Directive
For the data below, work out how many lines contain the word "screenshot" and supply only that number.

Data records
* Begin *

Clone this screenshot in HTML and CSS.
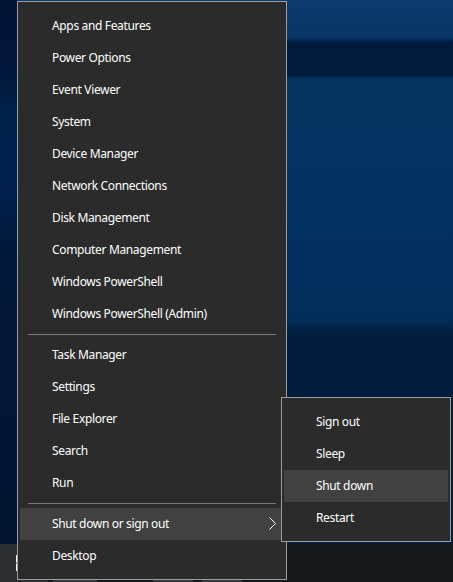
FILE: index.html
```html
<!DOCTYPE html>
<html lang="en">

<head>
    <meta charset="UTF-8">
    <meta name="viewport" content="width=device-width, initial-scale=1.0">
    <title>Quick Link Menu</title>
    <link rel="stylesheet" href="styles.css">
</head>

<body>

    <div class="desktop">
        <div class="wallpaper"></div>
        <div class="taskbar">
            <div class="start-button">
                <svg class="win-logo" width="16" height="16" viewBox="0 0 16 16">
                    <rect x="0" y="0" width="7.5" height="7.5" fill="#fff" />
                    <rect x="8.5" y="0" width="7.5" height="7.5" fill="#fff" />
                    <rect x="0" y="8.5" width="7.5" height="7.5" fill="#fff" />
                    <rect x="8.5" y="8.5" width="7.5" height="7.5" fill="#fff" />
                </svg>
            </div>
            <div class="task-slot slot-search"></div>
            <div class="task-slot slot-a"></div>
            <div class="task-slot slot-b"></div>
        </div>
    </div>

    <div class="menu">
        <div class="menu-item">Apps and Features</div>
        <div class="menu-item">Power Options</div>
        <div class="menu-item">Event Viewer</div>
        <div class="menu-item">System</div>
        <div class="menu-item">Device Manager</div>
        <div class="menu-item">Network Connections</div>
        <div class="menu-item">Disk Management</div>
        <div class="menu-item">Computer Management</div>
        <div class="menu-item">Windows PowerShell</div>
        <div class="menu-item">Windows PowerShell (Admin)</div>
        <div class="separator"></div>
        <div class="menu-item">Task Manager</div>
        <div class="menu-item">Settings</div>
        <div class="menu-item">File Explorer</div>
        <div class="menu-item">Search</div>
        <div class="menu-item">Run</div>
        <div class="separator"></div>
        <div class="menu-item active">
            <span>Shut down or sign out</span>
            <svg class="chevron" width="7" height="13" viewBox="0 0 7 13">
                <polyline points="0.5,0.5 6.5,6.5 0.5,12.5" fill="none" stroke="#fff" stroke-width="1" />
            </svg>
        </div>
        <div class="menu-item">Desktop</div>
    </div>

    <div class="menu submenu">
        <div class="menu-item">Sign out</div>
        <div class="menu-item">Sleep</div>
        <div class="menu-item active">Shut down</div>
        <div class="menu-item">Restart</div>
    </div>

</body>

</html>
```

FILE: styles.css
```css
body {
    margin: 0;
    width: 453px;
    height: 582px;
    overflow: hidden;
    font-family: "Noto Sans", "Open Sans", sans-serif;
    background: #001a38;
}

.desktop {
    display: flex;
    flex-direction: column;
    width: 453px;
    height: 582px;
}

.wallpaper {
    flex: 1;
    background:
        linear-gradient(to bottom, #001433 0, #00163a 70px, #00214a 110px, #002050 180px, #001838 260px, #001632 400px, #001430 544px) 0 0 / 17px 100% no-repeat,
        linear-gradient(to bottom, #0a3a6c 0, #073666 38px, #001c3e 42px, #001a3a 75px, #03345f 79px, #023262 200px, #012e5b 318px, #001c3d 336px, #001a37 544px);
}

.taskbar {
    display: flex;
    height: 38px;
    background: #15181b;
}

.start-button {
    display: flex;
    align-items: center;
    justify-content: center;
    width: 48px;
    background: #2b2d31;
}

.task-slot {
    align-self: flex-end;
    height: 3px;
    background: #34373b;
}

.slot-search {
    width: 44px;
    margin-left: 5px;
}

.slot-a {
    width: 40px;
    margin-left: 56px;
}

.slot-b {
    width: 40px;
    margin-left: 9px;
}

.menu {
    position: absolute;
    left: 17px;
    top: 1px;
    width: 268px;
    padding: 8px 0 7px;
    background: #2b2b2b;
    border: 1px solid #9d9d9d;
    color: #fff;
    font-size: 12px;
    letter-spacing: -0.35px;
}

.menu-item {
    display: flex;
    align-items: center;
    height: 32px;
    margin: 0 2px;
    padding: 0 8px 1px 32px;
    box-sizing: border-box;
    white-space: nowrap;
}

.menu-item.active {
    background: #414141;
}

.chevron {
    margin-left: auto;
}

.separator {
    height: 1px;
    margin: 4px 10px 4px 10px;
    background: #7c7c7c;
}

.submenu {
    left: 281px;
    top: 397px;
    width: 168px;
}
```
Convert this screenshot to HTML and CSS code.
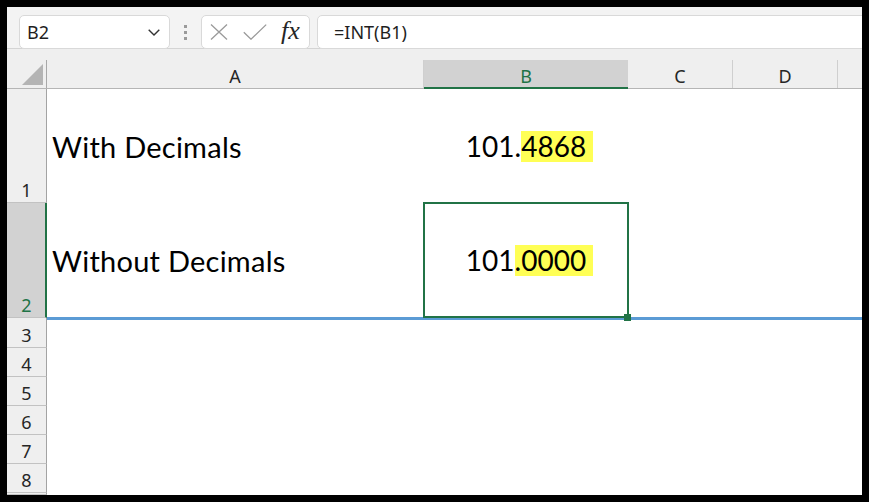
FILE: index.html
```html
<!DOCTYPE html>
<html>
<head>
<meta charset="utf-8">
<link rel="stylesheet" href="styles.css">
</head>
<body>
<div class="frame">
  <div class="toolbar">
    <div class="namebox">
      <span class="nb-text">B2</span>
      <svg class="chev" viewBox="0 0 12 7"><path d="M0.7 0.7 L6 6 L11.3 0.7" fill="none" stroke="#333" stroke-width="1.4"/></svg>
    </div>
    <div class="grip"><i></i><i></i><i></i></div>
    <div class="fxbox">
      <svg class="ic-x" viewBox="0 0 18 16"><path d="M1 0.5 L17 15.5 M17 0.5 L1 15.5" fill="none" stroke="#9a9a9a" stroke-width="1.3"/></svg>
      <svg class="ic-check" viewBox="0 0 24 16"><path d="M0.8 8.2 L8 15.2 L23.2 0.6" fill="none" stroke="#9a9a9a" stroke-width="1.3"/></svg>
      <span class="fx">fx</span>
    </div>
    <div class="formula">=INT(B1)</div>
  </div>
  <div class="colhead">
    <div class="corner"><svg class="tri" viewBox="0 0 21 21"><path d="M21 0 L21 21 L0 21 Z" fill="#b4b4b4"/></svg></div>
    <div class="ch">A</div>
    <div class="ch sel">B</div>
    <div class="ch">C</div>
    <div class="ch">D</div>
    <div class="ch last"></div>
  </div>
  <div class="grid">
    <div class="rh">1</div>
    <div class="cell txt">With Decimals</div>
    <div class="cell num">101.<span class="hl">4868</span></div>
    <div class="cell"></div>
    <div class="cell"></div>
    <div class="cell"></div>

    <div class="rh rsel">2</div>
    <div class="cell txt r2">Without Decimals</div>
    <div class="cell num r2 active">101<span class="hl">.0000</span></div>
    <div class="cell r2"></div>
    <div class="cell r2"></div>
    <div class="cell r2"></div>

    <div class="rh">3</div><div class="cell span5"></div>
    <div class="rh">4</div><div class="cell span5"></div>
    <div class="rh">5</div><div class="cell span5"></div>
    <div class="rh">6</div><div class="cell span5"></div>
    <div class="rh">7</div><div class="cell span5"></div>
    <div class="rh">8</div><div class="cell span5"></div>
    <div class="rh"></div><div class="cell span5"></div>
  </div>
</div>
</body>
</html>
```
FILE: styles.css
```css
* { box-sizing: border-box; margin: 0; padding: 0; }
html, body { background: #000; }
body { padding: 7px; width: 869px; height: 502px; overflow: hidden; }

.frame {
  width: 855px; height: 488px; background: #fff; overflow: hidden;
  display: flex; flex-direction: column;
  font-family: "Noto Sans", sans-serif;
}

/* formula bar */
.toolbar {
  flex: none; height: 42px; background: #f3f3f3;
  border-bottom: 1px solid #d4d4d4;
  display: flex; align-items: flex-start; padding: 8px 0 0 12px;
}
.namebox {
  width: 151px; height: 34px; background: #fff;
  border: 1px solid #d9d9d9; border-radius: 5px;
  display: flex; align-items: center; padding-left: 7px;
  font-size: 18px; color: #1f1f1f;
}
.nb-text { flex: 1; }
.chev { width: 12px; height: 7px; margin-right: 9px; }
.grip {
  width: 31px; height: 34px; display: flex; flex-direction: column;
  align-items: center; justify-content: center; gap: 3px;
}
.grip i { display: block; width: 3px; height: 3px; background: #9a9a9a; }
.fxbox {
  width: 109px; height: 34px; background: #fff;
  border: 1px solid #d9d9d9; border-radius: 5px;
  display: flex; align-items: center; padding-left: 8px;
}
.ic-x { width: 18px; height: 16px; }
.ic-check { width: 24px; height: 16px; margin-left: 15px; }
.fx {
  margin-left: 14px; font-family: "Liberation Serif", serif; font-style: italic;
  font-size: 26px; color: #262626; line-height: 1; margin-top: -2px;
}
.formula {
  flex: 1; height: 34px; margin-left: 7px; margin-right: -10px;
  background: #fff; border: 1px solid #d9d9d9; border-radius: 5px 0 0 5px;
  display: flex; align-items: center; padding-left: 16px;
  font-size: 18px; color: #1f1f1f;
}

/* column header */
.colhead {
  flex: none; height: 40px; background: #efefef;
  border-bottom: 1px solid #b5b5b5; padding-top: 11px;
  display: grid; grid-template-columns: 40px 377px 204px 105px 105px 1fr;
}
.corner {
  border-right: 1px solid #a8a8a8;
  display: flex; align-items: flex-end; justify-content: flex-end; padding: 0 3px 3px 0;
}
.tri { width: 21px; height: 21px; }
.ch {
  display: flex; align-items: center; justify-content: center;
  font-size: 18px; color: #262626; border-right: 1px solid #cfcfcf;
  padding-top: 3px;
}
.ch.sel {
  background: #d2d2d2; color: #217346; border-right: none;
  box-shadow: inset 0 -1px 0 #217346, 0 1px 0 #217346;
}
.ch.last { border-right: none; }

/* grid */
.grid {
  flex: 1; display: grid;
  grid-template-columns: 40px 377px 204px 105px 105px 1fr;
  grid-template-rows: 114px 115px 30px 29px 29px 29px 29px 29px 1fr;
}
.rh {
  background: #efefef; border-right: 1px solid #a3a3a3; border-bottom: 1px solid #c2c2c2;
  display: flex; align-items: flex-end; justify-content: center;
  font-size: 18px; line-height: 24px; color: #262626;
}
.rh.rsel { background: #d2d2d2; color: #217346; border-right: 2px solid #217346; padding-left: 1px; }
.cell {
  display: flex; align-items: center;
  font-family: Lato, "Noto Sans", sans-serif; font-size: 28px; color: #000;
}
.cell.txt { padding-left: 5px; font-size: 29px; letter-spacing: 0.25px; }
.cell.num { justify-content: center; }
.cell.r2 { border-bottom: 1px solid #5b9bd5; box-shadow: 0 2px 0 #5b9bd5; }
.span5 { grid-column: span 5; }
.hl { background: #ffff55; display: inline-block; line-height: 31px; height: 31px; padding-right: 7px; margin-right: -7px; }
.active { position: relative; }
.active::before {
  content: ""; position: absolute; left: -1px; right: -1px; top: -1px; bottom: -1px;
  border: 2px solid #217346; z-index: 2;
}
.active::after {
  content: ""; position: absolute; right: -3px; bottom: -4px; width: 7px; height: 7px;
  background: #217346; z-index: 3;
}
```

* End *

The result
2